How many lines in the records below contain the word "that"? Answer with the number alone.
* start *
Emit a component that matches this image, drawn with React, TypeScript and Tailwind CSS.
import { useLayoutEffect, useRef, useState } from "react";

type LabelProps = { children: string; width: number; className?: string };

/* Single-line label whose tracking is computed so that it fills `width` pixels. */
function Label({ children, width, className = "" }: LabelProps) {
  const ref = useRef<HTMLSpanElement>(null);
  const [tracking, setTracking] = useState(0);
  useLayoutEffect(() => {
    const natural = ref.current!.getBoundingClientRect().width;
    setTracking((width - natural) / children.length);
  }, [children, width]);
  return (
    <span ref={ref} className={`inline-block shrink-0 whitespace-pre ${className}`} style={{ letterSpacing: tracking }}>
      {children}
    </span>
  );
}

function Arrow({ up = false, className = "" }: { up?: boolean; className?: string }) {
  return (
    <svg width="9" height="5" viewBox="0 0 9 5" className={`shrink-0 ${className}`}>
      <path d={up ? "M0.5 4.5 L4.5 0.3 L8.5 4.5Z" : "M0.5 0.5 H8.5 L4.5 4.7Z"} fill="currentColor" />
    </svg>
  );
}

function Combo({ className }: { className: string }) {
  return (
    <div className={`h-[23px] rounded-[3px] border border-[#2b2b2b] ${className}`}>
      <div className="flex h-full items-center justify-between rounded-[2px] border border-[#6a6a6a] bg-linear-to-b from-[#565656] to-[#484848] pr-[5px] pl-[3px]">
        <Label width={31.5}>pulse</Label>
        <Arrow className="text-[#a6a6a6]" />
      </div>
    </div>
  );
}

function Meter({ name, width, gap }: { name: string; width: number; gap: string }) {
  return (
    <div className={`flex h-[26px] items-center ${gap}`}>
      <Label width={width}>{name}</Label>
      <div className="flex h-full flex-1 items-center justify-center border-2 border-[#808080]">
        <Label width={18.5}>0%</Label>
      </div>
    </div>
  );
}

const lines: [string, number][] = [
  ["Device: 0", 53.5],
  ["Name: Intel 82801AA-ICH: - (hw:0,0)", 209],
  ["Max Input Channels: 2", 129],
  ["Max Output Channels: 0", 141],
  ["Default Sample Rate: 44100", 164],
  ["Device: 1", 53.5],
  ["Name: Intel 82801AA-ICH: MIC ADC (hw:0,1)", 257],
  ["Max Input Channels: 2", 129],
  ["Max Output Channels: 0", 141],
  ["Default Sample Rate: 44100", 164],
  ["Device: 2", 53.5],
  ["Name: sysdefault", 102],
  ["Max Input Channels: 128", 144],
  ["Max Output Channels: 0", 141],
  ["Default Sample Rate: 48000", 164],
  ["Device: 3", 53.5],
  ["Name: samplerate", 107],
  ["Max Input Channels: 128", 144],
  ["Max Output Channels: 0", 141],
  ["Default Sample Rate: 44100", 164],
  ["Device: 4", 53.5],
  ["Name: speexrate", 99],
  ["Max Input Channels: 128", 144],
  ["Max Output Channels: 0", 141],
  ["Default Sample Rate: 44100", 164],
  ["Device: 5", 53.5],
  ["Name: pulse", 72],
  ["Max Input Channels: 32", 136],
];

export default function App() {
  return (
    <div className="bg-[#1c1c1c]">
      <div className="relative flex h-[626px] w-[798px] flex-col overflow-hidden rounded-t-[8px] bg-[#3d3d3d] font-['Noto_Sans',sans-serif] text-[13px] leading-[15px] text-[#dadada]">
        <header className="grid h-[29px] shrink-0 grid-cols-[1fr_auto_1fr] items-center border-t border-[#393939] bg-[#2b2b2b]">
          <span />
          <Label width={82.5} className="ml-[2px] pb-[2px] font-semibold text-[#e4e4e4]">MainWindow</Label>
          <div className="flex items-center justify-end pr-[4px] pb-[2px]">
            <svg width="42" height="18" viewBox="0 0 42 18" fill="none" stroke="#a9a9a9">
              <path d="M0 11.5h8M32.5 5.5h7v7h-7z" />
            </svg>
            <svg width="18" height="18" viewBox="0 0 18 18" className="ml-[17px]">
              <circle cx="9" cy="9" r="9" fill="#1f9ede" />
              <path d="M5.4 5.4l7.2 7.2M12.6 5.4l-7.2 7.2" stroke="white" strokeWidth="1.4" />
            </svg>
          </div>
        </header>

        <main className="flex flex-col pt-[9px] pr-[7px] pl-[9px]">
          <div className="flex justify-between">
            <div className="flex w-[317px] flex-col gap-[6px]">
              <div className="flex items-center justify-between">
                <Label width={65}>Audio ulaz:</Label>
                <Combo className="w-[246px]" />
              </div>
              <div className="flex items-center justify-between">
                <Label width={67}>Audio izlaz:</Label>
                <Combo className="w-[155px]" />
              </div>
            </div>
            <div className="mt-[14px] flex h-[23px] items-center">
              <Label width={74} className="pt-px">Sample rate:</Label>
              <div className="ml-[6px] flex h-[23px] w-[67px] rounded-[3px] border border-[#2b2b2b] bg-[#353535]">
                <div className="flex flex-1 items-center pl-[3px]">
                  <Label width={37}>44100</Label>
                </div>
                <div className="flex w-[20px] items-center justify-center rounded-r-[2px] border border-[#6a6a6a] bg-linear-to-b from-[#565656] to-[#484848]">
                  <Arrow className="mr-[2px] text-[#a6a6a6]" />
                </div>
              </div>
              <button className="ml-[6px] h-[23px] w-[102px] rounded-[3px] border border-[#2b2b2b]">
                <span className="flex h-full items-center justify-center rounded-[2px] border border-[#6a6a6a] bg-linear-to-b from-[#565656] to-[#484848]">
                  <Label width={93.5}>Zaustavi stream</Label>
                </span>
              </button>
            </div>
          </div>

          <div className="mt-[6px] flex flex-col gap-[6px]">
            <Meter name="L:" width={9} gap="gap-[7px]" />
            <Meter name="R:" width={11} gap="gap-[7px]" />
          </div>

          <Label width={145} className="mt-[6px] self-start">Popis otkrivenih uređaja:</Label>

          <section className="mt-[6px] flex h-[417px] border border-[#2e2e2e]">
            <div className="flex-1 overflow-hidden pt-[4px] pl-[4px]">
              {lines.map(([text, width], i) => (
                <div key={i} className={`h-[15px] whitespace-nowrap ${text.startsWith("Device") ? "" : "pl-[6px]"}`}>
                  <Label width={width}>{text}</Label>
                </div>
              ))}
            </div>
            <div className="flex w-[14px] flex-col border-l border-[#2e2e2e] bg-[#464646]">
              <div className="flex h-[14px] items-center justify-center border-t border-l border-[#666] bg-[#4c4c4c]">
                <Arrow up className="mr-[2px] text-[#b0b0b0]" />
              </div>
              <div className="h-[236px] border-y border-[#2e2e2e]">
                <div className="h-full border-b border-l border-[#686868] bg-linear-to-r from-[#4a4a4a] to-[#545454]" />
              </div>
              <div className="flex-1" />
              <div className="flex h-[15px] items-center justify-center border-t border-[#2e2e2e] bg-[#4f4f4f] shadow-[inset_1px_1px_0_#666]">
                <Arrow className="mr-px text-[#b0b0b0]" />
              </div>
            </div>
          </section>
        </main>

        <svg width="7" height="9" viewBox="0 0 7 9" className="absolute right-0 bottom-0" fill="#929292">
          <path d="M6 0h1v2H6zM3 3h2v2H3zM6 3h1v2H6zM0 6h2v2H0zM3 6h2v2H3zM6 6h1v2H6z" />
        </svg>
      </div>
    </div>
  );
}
* end *
* start *
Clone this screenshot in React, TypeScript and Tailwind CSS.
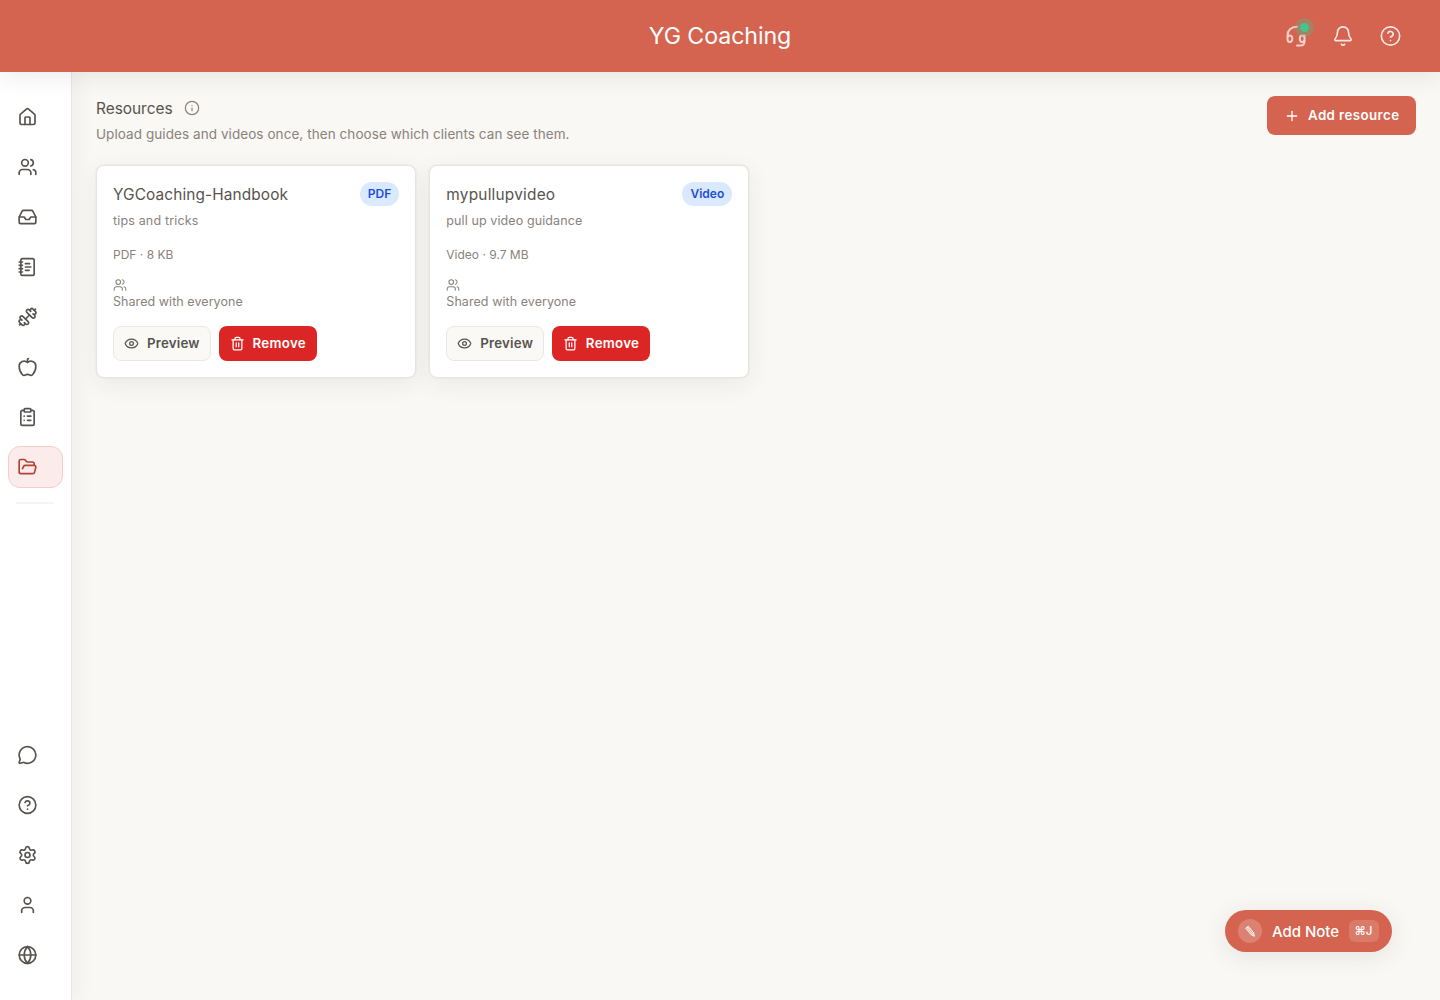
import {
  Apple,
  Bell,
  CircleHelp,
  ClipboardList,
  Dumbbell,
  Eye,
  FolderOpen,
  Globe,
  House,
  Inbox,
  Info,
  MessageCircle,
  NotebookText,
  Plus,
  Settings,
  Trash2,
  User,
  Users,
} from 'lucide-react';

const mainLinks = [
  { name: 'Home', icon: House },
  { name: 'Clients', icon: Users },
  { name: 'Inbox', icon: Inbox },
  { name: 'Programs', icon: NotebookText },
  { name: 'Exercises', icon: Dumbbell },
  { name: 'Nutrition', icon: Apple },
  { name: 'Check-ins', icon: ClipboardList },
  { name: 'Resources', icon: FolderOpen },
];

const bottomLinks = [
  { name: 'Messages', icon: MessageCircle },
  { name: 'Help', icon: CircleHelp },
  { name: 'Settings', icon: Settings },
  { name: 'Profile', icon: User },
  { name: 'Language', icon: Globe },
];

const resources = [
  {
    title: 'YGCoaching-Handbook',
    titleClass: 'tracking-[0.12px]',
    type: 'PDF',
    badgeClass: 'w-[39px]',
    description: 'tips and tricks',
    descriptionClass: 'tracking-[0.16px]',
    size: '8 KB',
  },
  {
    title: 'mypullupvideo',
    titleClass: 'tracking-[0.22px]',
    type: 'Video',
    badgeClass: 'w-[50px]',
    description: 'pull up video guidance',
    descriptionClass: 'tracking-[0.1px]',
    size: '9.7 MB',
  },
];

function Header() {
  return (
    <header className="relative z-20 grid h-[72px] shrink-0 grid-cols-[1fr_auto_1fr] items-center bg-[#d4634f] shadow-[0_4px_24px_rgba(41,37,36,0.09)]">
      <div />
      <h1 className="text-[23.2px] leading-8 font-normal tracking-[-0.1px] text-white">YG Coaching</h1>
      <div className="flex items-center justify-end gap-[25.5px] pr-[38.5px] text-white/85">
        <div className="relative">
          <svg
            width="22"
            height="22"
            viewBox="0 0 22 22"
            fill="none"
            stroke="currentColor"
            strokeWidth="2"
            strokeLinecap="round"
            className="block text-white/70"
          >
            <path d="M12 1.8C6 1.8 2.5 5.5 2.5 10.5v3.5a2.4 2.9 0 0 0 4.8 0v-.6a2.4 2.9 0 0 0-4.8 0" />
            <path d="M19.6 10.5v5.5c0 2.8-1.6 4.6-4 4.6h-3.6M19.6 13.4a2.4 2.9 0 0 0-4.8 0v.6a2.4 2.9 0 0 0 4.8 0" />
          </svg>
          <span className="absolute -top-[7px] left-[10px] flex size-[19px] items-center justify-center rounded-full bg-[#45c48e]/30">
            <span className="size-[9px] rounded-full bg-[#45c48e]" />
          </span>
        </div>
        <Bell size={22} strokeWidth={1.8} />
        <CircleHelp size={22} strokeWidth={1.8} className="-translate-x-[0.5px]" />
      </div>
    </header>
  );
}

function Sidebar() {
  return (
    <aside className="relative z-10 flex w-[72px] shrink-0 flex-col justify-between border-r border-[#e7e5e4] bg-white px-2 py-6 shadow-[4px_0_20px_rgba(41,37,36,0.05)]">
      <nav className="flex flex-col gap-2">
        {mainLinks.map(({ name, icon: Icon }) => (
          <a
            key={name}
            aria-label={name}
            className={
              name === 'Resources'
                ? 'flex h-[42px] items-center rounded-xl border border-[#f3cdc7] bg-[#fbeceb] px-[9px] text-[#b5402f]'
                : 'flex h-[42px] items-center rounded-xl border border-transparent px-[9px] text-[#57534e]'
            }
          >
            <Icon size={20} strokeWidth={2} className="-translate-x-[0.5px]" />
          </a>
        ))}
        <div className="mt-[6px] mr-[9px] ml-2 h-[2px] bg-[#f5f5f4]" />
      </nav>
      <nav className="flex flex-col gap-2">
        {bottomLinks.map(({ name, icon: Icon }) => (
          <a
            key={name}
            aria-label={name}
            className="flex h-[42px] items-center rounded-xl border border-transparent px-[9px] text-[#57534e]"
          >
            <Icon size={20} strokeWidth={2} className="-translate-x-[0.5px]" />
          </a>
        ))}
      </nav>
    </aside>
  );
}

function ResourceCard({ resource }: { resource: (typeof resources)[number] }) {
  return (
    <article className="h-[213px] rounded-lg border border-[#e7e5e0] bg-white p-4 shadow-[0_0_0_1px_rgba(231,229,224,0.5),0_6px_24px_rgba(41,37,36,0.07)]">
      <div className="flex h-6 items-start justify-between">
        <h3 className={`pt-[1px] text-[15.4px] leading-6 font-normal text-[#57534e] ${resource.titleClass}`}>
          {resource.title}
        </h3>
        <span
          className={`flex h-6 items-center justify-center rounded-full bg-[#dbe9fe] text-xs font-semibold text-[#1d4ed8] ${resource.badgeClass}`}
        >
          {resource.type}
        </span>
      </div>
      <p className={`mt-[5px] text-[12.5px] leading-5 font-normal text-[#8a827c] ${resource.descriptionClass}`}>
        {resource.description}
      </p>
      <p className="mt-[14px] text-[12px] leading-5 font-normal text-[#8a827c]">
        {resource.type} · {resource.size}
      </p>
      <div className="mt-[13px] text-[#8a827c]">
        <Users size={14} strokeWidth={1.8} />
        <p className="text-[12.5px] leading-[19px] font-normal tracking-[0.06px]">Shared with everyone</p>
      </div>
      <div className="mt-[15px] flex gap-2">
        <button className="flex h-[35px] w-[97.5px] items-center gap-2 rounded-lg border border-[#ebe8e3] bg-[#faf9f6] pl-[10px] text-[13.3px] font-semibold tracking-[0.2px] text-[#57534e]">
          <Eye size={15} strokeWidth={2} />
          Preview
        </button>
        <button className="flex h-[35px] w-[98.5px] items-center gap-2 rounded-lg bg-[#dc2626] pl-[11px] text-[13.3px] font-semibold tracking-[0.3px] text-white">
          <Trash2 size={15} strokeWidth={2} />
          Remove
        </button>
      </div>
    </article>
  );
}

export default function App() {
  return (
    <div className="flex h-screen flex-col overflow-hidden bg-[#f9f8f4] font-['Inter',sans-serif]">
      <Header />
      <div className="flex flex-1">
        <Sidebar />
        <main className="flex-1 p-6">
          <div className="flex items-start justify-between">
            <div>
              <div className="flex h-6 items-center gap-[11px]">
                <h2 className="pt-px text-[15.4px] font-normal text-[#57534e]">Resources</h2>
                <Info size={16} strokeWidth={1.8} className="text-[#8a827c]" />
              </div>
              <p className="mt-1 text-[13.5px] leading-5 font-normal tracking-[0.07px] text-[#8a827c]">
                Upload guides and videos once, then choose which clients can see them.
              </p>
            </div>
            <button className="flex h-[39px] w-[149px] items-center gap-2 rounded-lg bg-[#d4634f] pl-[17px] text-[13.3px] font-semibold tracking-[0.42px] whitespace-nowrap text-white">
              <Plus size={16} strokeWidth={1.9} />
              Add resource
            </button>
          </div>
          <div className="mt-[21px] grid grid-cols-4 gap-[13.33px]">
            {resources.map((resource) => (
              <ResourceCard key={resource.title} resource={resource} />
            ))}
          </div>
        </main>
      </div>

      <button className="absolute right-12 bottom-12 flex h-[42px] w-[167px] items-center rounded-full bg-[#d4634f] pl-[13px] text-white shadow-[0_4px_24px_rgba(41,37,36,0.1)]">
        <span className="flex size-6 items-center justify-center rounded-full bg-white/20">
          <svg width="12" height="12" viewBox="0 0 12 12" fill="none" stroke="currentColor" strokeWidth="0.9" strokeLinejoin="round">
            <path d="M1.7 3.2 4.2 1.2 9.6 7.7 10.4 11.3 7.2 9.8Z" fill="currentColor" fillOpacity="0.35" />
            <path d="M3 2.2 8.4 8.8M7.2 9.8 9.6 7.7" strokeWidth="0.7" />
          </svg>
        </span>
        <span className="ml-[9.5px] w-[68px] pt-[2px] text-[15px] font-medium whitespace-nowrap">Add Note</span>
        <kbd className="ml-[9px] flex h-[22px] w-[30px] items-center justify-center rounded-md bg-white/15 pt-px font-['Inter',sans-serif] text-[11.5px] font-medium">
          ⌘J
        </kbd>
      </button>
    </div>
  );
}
* end *
▶ Answer to the exercise: 2